2018年も終わりつつあります。
ライター業は出版業界全体の縮小で徐々に仕事が少なくなった一年でした。
ありがたいことに週刊誌と月刊誌の連載が続いているので、本業と言えるのですが、活字媒体の衰退を思えばいつ打ち切りになるかわかりません。
副業の日本語教師も外国人労働者受け入れの流れで、どうなるかわかりません。
私がメインで教えている学校は、観光ビザで留学してくる欧米の学生が対象なので直接の影響はありません。でも、就労目的の留学生相手の日本語学校が淘汰されれば日本語教師が余り、競争が激しくなるでしょう。そもそも3年目の私が古いほうから数えて2番目となるほど流動性の高い職場ですから、数か月先のことも予測できません。
まあ、何が起こってもしかたがないか。
国は高齢者も働かせたいのだろうけど、私は還暦でリタイアしたいし。
この夏、教えた学生でひときわ印象に残ったのがアメリカ人のピーター。
ボストン生まれ、金髪碧眼のアメリカ人ですが、日本語はかなりのレベル。ボストンの日本語学校でも学び、かるた部に所属しています。

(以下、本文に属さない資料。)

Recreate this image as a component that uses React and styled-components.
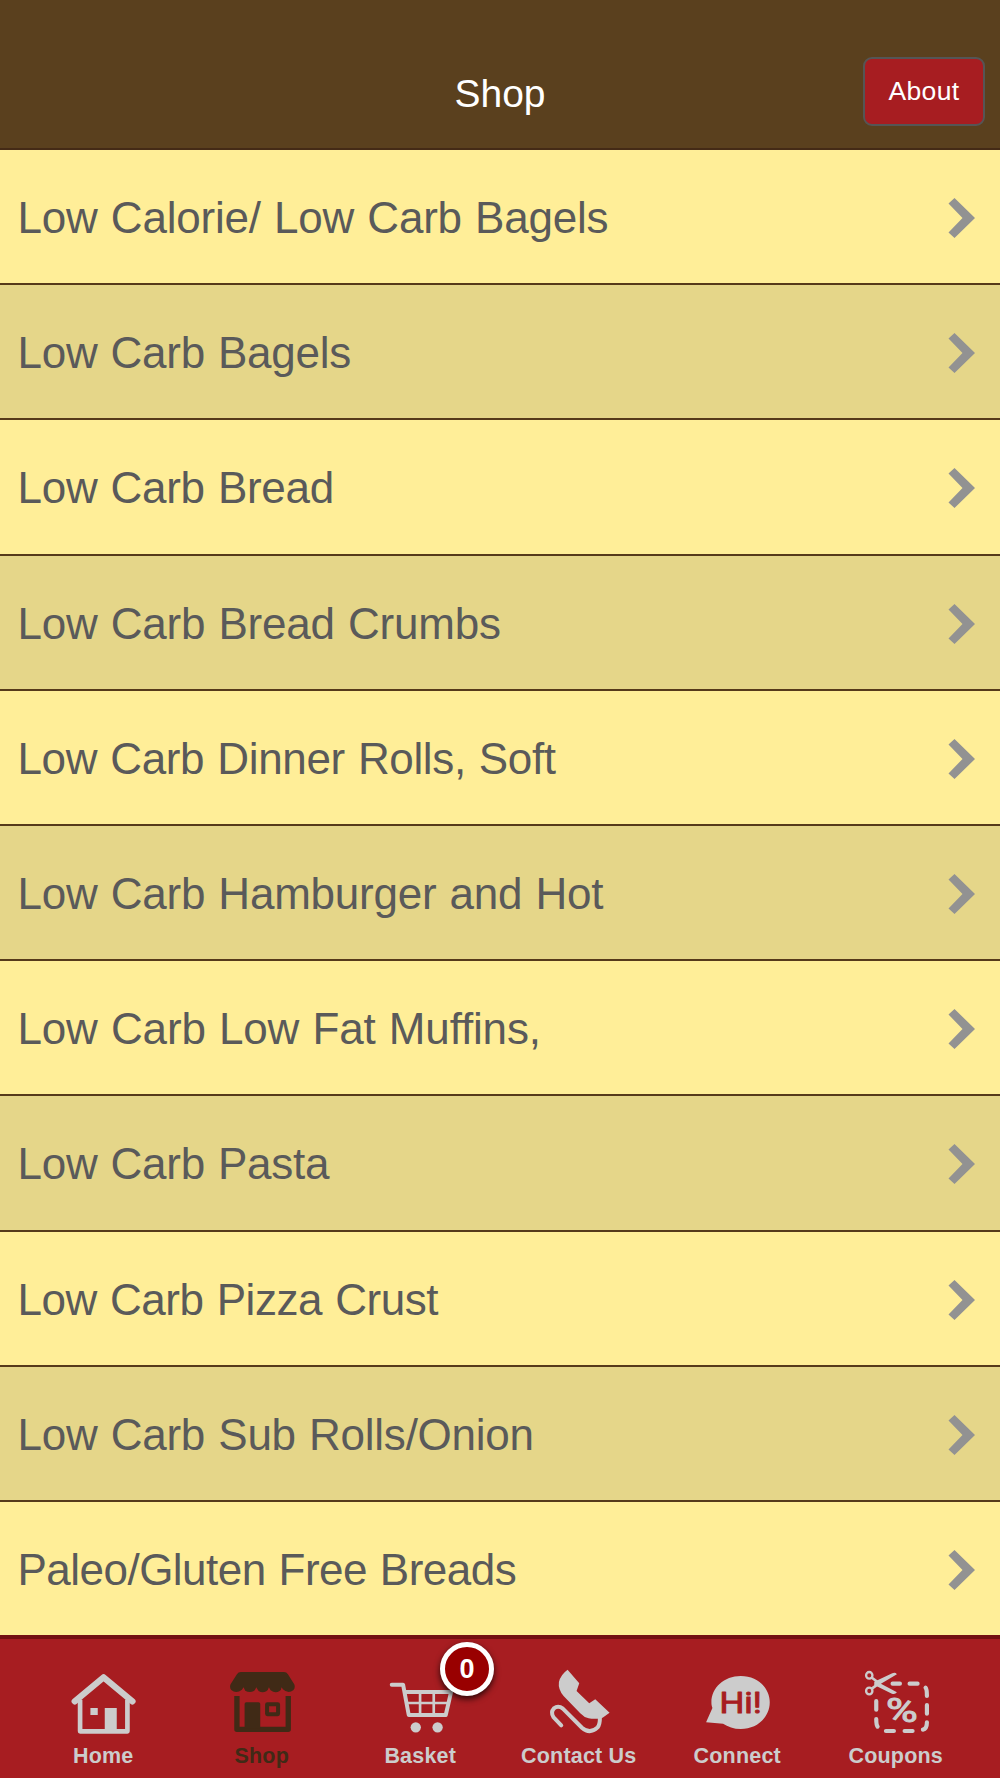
import React from "react";
import styled, { createGlobalStyle } from "styled-components";

const GlobalStyle = createGlobalStyle`
  body { margin: 0; background: #ffee98; }
  * { box-sizing: border-box; }
`;

const Screen = styled.div`
  width: 1000px;
  height: 1778px;
  display: flex;
  flex-direction: column;
  overflow: hidden;
  font-family: "Liberation Sans", Arial, Helvetica, sans-serif;
`;

const Header = styled.header`
  height: 149.6px;
  flex: none;
  display: grid;
  grid-template-columns: 1fr auto 1fr;
  align-items: center;
  padding: 36px 15px 0;
  background: #5a401e;
  border-bottom: 2px solid #442a16;
`;

const Title = styled.h1`
  grid-column: 2;
  margin: 5px 0 0;
  font-size: 39px;
  font-weight: 400;
  line-height: 44px;
  color: #fff;
`;

const HeaderButton = styled.button`
  justify-self: end;
  width: 122px;
  height: 69px;
  padding: 0;
  border: 2px solid #555555;
  border-radius: 9px;
  background: #a71d21;
  color: #fff;
  font: 400 26.5px "Liberation Sans", Arial, sans-serif;
  letter-spacing: 0.3px;
`;

const List = styled.ul`
  flex: none;
  margin: 0;
  padding: 0;
  list-style: none;
`;

const Row = styled.li`
  height: ${(p) => (p.$first ? 135.6 : 135.2)}px;
  display: flex;
  align-items: center;
  justify-content: space-between;
  padding: 3px 25.5px 0 17.5px;
  background: ${(p) => (p.$shaded ? "#e5d689" : "#ffee98")};
  border-bottom: 2px solid #563a1a;
  &:last-child {
    height: 133.2px;
    border-bottom: 0;
  }
`;

const RowLabel = styled.span`
  font-size: 44px;
  line-height: 50px;
  white-space: nowrap;
  color: #5a5a5a;
  word-spacing: 1.2px;
  letter-spacing: ${(p) => p.$spacing}px;
`;

const Chevron = styled.svg`
  width: 27px;
  height: 42px;
  display: block;
`;

const TabBar = styled.nav`
  flex: 1;
  display: grid;
  grid-template-columns: repeat(6, 158.5px);
  padding: 0 25px 0 24px;
  background: #a71d21;
  border-top: 4px solid #741012;
`;

const Tab = styled.a`
  position: relative;
  display: flex;
  flex-direction: column;
  align-items: center;
  padding-top: 28.5px;
  color: ${(p) => (p.$active ? "#402a16" : "#cccccc")};
`;

const TabIcon = styled.svg`
  width: 72px;
  height: 70px;
  flex: none;
  display: block;
  overflow: visible;
`;

const TabLabel = styled.span`
  margin-top: 6px;
  font-size: 21.5px;
  font-weight: 700;
  line-height: 24px;
  letter-spacing: 0.2px;
  white-space: nowrap;
`;

const Badge = styled.span`
  position: absolute;
  left: 99px;
  top: 3px;
  width: 54px;
  height: 54px;
  border: 5px solid #fff;
  border-radius: 50%;
  background: #990000;
  color: #fff;
  font: 700 27px/44px "Liberation Sans", Arial, sans-serif;
  text-align: center;
  box-shadow: 0 3px 6px rgba(0, 0, 0, 0.75);
`;

const HomeIcon = () => (
  <TabIcon viewBox="201.75 141 216 210" fill="none" stroke="currentColor">
    <path d="M225 241 L311.500 169 L398 241" strokeWidth="19" strokeLinecap="round" strokeLinejoin="round" />
    <path d="M241 236 V331 H383 V236" strokeWidth="14" strokeLinejoin="round" />
    <path d="M272 261H294V282H272Z M315 261H351V328H315Z" fill="currentColor" stroke="none" />
  </TabIcon>
);

const ShopIcon = () => (
  <TabIcon viewBox="677.25 141 216 210" fill="none" stroke="currentColor">
    <path
      d="M722 153H851Q859 153 863 160L882 190Q886 200 879 208Q864 220 848 205L844 199Q843 207 838 210Q825 218 811 208L806 199Q804 207 798 211Q786 217 775 210L768 199Q766 206 761 210Q748 217 735 209L730 199L725 206Q708 220 693 207Q687 200 691 190L710 160Q714 153 722 153Z"
      fill="currentColor"
      stroke="none"
    />
    <path d="M710 225V325H864V225" strokeWidth="16" strokeLinejoin="round" />
    <path d="M738 244H775Q780 244 780 249V322H733V249Q733 244 738 244Z" fill="currentColor" stroke="none" />
    <rect x="800.500" y="249.500" width="33" height="30" rx="1" strokeWidth="12" strokeLinejoin="round" />
  </TabIcon>
);

const BasketIcon = () => (
  <TabIcon viewBox="132.75 141 216 210" fill="none" stroke="currentColor">
    <path d="M156 191H190L207 282H318L334 213H196" strokeWidth="12" strokeLinecap="round" strokeLinejoin="round" />
    <path d="M200 246H326M241 215V281M282 215V281" strokeWidth="8" />
    <circle cx="228" cy="319" r="15.500" fill="currentColor" stroke="none" />
    <circle cx="293.500" cy="319" r="15.500" fill="currentColor" stroke="none" />
  </TabIcon>
);

const PhoneIcon = () => (
  <TabIcon viewBox="608.25 141 216 210" fill="none" stroke="currentColor">
    <path
      d="M682 146L717 187L709 210L747 247L765 235L808 275L787 290Q767 296 745 292Q731 289 720 277L670 225Q653 205 656 183Q661 161 682 146Z"
      fill="currentColor"
      stroke="none"
    />
    <path
      d="M663 313L640 289Q630 274 641 262Q654 252 668 263L725 320Q749 341 772 319Q779 311 779 290"
      strokeWidth="12"
      strokeLinecap="round"
    />
  </TabIcon>
);

const ConnectIcon = () => (
  <TabIcon viewBox="123.75 141 216 210">
    <path
      d="M243 165C293 165 330 200 330 244C330 288 293 324 243 324C222 324 204 317 190 308L139 304L158 261C155 254 155 249 155 244C155 200 193 165 243 165Z"
      fill="currentColor"
    />
    <text x="179" y="276" fontFamily="Roboto, sans-serif" fontSize="91" fontWeight="400" textLength="127" lengthAdjust="spacingAndGlyphs" fill="#a71d21" stroke="#a71d21" strokeWidth="3" strokeLinejoin="round">
      Hi!
    </text>
  </TabIcon>
);

const CouponIcon = () => (
  <TabIcon viewBox="599.25 141 216 210" fill="none" stroke="currentColor" strokeLinecap="round">
    <path d="M697 188H719M748 188H772M796 200Q800 204 800 225M800 252V278M800 304Q800 324 788 326M757 330H733M701 330H677M648 240V266M648 294Q648 312 652 317" strokeWidth="12.500" />
    <ellipse cx="627" cy="163" rx="9.500" ry="10" strokeWidth="7" />
    <ellipse cx="627" cy="210" rx="9.500" ry="10" strokeWidth="7" />
    <path d="M636 171L656 186M636 202L656 187" strokeWidth="8" />
    <path d="M642 182L696 157Q705 153 710 160L662 188L710 214Q704 222 695 218L642 192Z" fill="currentColor" stroke="none" />
    <text x="677" y="303" fontFamily="Roboto, sans-serif" fontSize="98" fontWeight="400" textLength="95" lengthAdjust="spacingAndGlyphs" fill="currentColor" strokeWidth="3">
      %
    </text>
  </TabIcon>
);

const categories = [
  { name: "Low Calorie/ Low Carb Bagels", spacing: -0.205 },
  { name: "Low Carb Bagels", spacing: -0.27 },
  { name: "Low Carb Bread", spacing: -0.28 },
  { name: "Low Carb Bread Crumbs", spacing: -0.22 },
  { name: "Low Carb Dinner Rolls, Soft", spacing: -0.35 },
  { name: "Low Carb Hamburger and Hot", spacing: -0.23 },
  { name: "Low Carb Low Fat Muffins,", spacing: -0.16 },
  { name: "Low Carb Pasta", spacing: -0.27 },
  { name: "Low Carb Pizza Crust", spacing: -0.42 },
  { name: "Low Carb Sub Rolls/Onion", spacing: -0.24 },
  { name: "Paleo/Gluten Free Breads", spacing: -0.52 },
];

const tabs = [
  { label: "Home", Icon: HomeIcon },
  { label: "Shop", Icon: ShopIcon, active: true },
  { label: "Basket", Icon: BasketIcon, badge: 0 },
  { label: "Contact Us", Icon: PhoneIcon },
  { label: "Connect", Icon: ConnectIcon },
  { label: "Coupons", Icon: CouponIcon },
];

export default function App() {
  return (
    <Screen>
      <GlobalStyle />
      <Header>
        <Title>Shop</Title>
        <HeaderButton>About</HeaderButton>
      </Header>
      <List>
        {categories.map(({ name, spacing }, i) => (
          <Row key={name} $first={i === 0} $shaded={i % 2 === 1}>
            <RowLabel $spacing={spacing}>{name}</RowLabel>
            <Chevron viewBox="0 0 27 42">
              <path d="M0.500 6.500L6.500 1L27 21L6.500 41L0.500 35.500L14.500 21Z" fill="#929292" />
            </Chevron>
          </Row>
        ))}
      </List>
      <TabBar>
        {tabs.map(({ label, Icon, active, badge }) => (
          <Tab key={label} $active={active}>
            <Icon />
            <TabLabel>{label}</TabLabel>
            {badge !== undefined && <Badge>{badge}</Badge>}
          </Tab>
        ))}
      </TabBar>
    </Screen>
  );
}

ピーターがアメリカに帰国した直後、NHKのEテレの「100分de名著」がティーンズ向けに百人一首を取り上げました。
これやこの 行くも帰るも 別れては
知るも知らぬも 逢坂の関
解説の木ノ下裕一氏によると、「これやこの」「行くも帰るも」「知るも知らぬも」というリズム感はまさにラップ。そして、行ったり来たり、出会ったり別れたりを繰り返すとという突き抜けた視点。
日本語学校の私が教えているクラスも「逢坂の関」みたいなものです。
毎週、新しい学生が入って来て、卒業していく学生がいます。
卒業前でも、クラスがつまらないと感じた学生は他の選択クラスに移動しますし、受講中の学生が友達を連れてくることもあります。
「はじめまして」と「さようなら」を何度も繰り返して、年末を迎えました。
日本語学校のクラスだけでなく、人生そのものが「逢坂の関」です。
初めての人は大らかに迎え、去って行く人に未練を持たない。そんな風にして来年一年も逢坂の関を楽しめたらと思います。
熊本の小泉八雲旧邸。八雲は特注して神棚を作ってもらい、毎日、拝んだそうです。
ギリシャからアイルランド、アメリカを経て日本にやって来た小泉八雲は、いったい何回の出会いと別れを体験したのでしょうか。